バングラデシュで強盗事件多発、企業は日本人駐在員をどう守る?
最近、繊維業などを中心にバングラデシュが次世代新興国として注目されている。しかし日本企業にとってバングラデシュは未知の国であり、駐在員を派遣するにあたってわからないことが多い。
そこで、須貝信一ネクストマーケット・リサーチ代表取締役にバングラデシュの治安状況についてインタビューした。
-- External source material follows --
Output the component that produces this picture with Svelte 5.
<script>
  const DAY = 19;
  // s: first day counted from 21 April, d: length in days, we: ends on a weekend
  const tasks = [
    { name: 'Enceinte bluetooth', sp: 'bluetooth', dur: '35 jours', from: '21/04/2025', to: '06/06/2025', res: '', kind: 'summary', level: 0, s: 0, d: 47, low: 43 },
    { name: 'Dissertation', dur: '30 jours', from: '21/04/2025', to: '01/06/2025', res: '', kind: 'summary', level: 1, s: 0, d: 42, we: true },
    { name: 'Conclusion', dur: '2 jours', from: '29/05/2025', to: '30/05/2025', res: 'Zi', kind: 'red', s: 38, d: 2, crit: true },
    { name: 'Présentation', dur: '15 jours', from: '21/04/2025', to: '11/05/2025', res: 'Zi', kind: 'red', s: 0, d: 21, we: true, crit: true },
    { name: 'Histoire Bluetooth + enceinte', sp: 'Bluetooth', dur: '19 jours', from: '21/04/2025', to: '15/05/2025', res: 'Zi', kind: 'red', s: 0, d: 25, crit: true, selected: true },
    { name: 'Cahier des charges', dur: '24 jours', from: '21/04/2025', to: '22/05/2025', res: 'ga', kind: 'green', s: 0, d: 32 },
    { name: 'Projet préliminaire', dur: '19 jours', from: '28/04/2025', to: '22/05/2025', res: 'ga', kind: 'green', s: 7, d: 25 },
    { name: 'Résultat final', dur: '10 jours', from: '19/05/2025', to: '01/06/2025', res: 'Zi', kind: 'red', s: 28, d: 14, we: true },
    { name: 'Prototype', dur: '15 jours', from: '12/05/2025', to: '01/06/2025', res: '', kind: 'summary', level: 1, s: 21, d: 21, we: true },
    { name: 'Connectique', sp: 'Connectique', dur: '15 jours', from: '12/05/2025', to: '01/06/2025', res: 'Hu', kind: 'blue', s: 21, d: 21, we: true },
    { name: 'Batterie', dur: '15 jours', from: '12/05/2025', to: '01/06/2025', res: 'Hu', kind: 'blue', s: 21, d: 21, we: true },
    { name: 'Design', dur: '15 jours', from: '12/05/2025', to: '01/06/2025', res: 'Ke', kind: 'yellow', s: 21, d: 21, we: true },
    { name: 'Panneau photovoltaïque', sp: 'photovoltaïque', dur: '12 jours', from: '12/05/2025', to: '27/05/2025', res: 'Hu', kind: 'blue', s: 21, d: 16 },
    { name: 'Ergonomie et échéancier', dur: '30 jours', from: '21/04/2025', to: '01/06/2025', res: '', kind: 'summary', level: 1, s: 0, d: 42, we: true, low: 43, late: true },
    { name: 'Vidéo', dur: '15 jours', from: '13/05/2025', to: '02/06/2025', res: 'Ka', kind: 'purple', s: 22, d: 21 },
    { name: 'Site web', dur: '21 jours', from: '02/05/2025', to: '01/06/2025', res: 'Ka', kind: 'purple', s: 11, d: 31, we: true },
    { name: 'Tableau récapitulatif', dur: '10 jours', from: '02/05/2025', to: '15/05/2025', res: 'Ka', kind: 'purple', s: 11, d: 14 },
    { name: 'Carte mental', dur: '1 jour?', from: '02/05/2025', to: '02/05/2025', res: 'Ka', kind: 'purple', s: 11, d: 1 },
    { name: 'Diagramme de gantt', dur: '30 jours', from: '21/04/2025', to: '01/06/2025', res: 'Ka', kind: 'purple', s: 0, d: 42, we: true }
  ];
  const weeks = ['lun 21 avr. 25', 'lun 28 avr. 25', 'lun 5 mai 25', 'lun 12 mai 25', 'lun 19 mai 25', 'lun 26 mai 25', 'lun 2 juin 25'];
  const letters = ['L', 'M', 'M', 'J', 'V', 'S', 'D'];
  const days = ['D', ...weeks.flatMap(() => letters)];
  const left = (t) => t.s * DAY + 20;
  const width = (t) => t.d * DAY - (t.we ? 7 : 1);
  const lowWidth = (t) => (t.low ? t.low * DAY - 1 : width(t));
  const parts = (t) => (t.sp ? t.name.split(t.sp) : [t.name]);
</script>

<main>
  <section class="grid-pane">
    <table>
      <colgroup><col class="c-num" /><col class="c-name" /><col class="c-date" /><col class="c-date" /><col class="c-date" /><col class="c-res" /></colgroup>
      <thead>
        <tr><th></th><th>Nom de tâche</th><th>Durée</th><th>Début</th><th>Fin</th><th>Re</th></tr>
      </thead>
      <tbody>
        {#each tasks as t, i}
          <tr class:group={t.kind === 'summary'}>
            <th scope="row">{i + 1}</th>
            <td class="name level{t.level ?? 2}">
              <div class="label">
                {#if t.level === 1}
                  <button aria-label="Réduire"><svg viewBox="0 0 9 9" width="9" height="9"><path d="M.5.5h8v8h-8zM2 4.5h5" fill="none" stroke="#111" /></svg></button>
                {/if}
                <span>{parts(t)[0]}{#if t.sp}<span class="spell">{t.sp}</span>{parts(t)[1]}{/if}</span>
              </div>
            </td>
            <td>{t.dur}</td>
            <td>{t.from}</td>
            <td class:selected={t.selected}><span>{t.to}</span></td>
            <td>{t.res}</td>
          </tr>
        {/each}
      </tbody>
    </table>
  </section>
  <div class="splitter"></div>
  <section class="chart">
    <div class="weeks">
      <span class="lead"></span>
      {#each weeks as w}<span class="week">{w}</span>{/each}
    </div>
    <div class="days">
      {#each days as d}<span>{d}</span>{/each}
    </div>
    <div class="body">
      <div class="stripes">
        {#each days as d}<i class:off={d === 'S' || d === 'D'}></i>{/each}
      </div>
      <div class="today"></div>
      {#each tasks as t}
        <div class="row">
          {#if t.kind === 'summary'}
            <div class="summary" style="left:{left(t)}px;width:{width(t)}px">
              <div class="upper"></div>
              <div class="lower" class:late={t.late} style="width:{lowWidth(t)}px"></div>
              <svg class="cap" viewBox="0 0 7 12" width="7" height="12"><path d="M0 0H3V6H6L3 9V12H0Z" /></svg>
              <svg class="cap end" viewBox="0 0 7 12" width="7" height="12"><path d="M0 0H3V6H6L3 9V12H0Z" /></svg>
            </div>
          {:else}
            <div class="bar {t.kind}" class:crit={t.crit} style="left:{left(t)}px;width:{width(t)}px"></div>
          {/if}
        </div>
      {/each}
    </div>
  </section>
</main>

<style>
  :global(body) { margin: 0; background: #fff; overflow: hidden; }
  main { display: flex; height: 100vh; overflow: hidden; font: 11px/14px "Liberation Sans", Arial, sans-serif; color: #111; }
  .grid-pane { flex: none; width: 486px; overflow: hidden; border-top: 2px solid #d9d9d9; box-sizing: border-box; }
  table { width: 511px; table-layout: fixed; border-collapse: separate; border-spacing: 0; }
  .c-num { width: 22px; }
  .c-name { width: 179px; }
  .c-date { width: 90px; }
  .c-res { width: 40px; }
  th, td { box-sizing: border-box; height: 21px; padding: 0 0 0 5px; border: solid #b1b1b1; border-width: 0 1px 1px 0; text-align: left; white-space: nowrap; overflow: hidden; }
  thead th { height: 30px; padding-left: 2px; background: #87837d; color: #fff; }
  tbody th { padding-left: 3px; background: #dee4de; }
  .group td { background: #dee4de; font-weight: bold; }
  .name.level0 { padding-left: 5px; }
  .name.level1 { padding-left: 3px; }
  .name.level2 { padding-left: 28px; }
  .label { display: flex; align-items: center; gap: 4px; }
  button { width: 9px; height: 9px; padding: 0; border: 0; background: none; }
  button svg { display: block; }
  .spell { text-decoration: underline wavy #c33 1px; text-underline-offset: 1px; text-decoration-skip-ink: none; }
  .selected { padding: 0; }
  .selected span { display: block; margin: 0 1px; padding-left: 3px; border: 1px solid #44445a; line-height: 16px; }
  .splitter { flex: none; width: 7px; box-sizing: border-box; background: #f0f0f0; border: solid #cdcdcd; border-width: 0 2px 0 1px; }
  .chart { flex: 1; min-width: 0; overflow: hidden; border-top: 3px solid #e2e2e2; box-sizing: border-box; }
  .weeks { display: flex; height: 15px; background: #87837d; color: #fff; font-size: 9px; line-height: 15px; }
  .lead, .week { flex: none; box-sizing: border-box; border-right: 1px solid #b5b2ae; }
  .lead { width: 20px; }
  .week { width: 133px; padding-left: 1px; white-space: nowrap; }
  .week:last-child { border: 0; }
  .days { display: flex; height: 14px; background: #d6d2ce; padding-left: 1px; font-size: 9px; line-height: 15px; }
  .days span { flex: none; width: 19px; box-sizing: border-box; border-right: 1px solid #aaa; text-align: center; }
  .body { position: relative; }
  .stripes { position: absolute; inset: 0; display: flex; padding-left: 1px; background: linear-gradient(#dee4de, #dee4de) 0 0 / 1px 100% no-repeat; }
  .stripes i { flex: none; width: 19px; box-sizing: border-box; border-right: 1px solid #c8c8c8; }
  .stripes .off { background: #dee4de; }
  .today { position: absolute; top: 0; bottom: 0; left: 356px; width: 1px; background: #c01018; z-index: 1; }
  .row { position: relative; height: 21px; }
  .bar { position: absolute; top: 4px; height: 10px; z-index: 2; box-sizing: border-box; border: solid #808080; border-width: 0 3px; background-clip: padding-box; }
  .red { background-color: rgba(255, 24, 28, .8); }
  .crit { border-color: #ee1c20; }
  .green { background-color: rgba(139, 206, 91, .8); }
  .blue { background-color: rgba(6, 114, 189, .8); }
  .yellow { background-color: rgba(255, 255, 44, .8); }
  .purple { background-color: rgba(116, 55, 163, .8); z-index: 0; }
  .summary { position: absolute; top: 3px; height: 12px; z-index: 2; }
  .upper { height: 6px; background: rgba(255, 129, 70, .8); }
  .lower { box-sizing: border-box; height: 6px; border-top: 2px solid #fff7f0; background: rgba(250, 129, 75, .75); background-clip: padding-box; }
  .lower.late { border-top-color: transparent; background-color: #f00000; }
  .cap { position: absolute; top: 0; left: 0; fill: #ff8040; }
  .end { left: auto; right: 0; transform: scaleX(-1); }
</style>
同社はインド、バングラデシュなど南アジアの企業・金融・経済情報の提供のほか、進出支援コンサルティングなどを行っている。
--バングラデシュ進出を検討する日本企業の人事部が知っておくべきこととして、治安状況などについて教えて下さい。
あるバングラ進出日系企業の方が「とにかく夜の治安が悪い、怖い」とおっしゃっていました。実際、強盗事件も起きていてここ半年で4件の邦人被害が発生しています。詳細がわかる3件のうち1件が旅行者で2件が駐在者ですが、このうち2人はケガをしており、抵抗して銃で殴られた方と車に引きずられて負傷した方がいます。
駐在員の数からするとこの被害発生確率はかなり高いといえます。ここ最近、外国人に対する犯罪が増加しているようです。
また、被害に遭った時間帯は全員が「夜」です。2件は夜11時台にリキシャ(オート三輪車)に乗って降りたところで被害にあったらしいのですが、「バングラでなくても夜11時にリキシャに乗るという行為は無謀」ではないかと思います。
--リキシャから降りたところで被害に遭ったとのことですが、怖いですね。
先ほどの3つの事件では、いずれもリキシャ(CNG「圧縮天然ガス」エンジンであることからバングラデシュでは通称「CNG」と呼んでいたりします)が絡んでいたのですが、実際「乗るな」というのは無理だと思います。仕事では社用車や予約した車を使ったとしても、生活上は便利だからです。バングラデシュの場合は他に手軽な交通手段が少ないですね。
交通手段の確保、これは実は難しい問題ではないかと思います。「安全な交通手段がなければ、夜や早朝はリキシャに乗ったり、外に出たりしてはいけない」ということになると思います。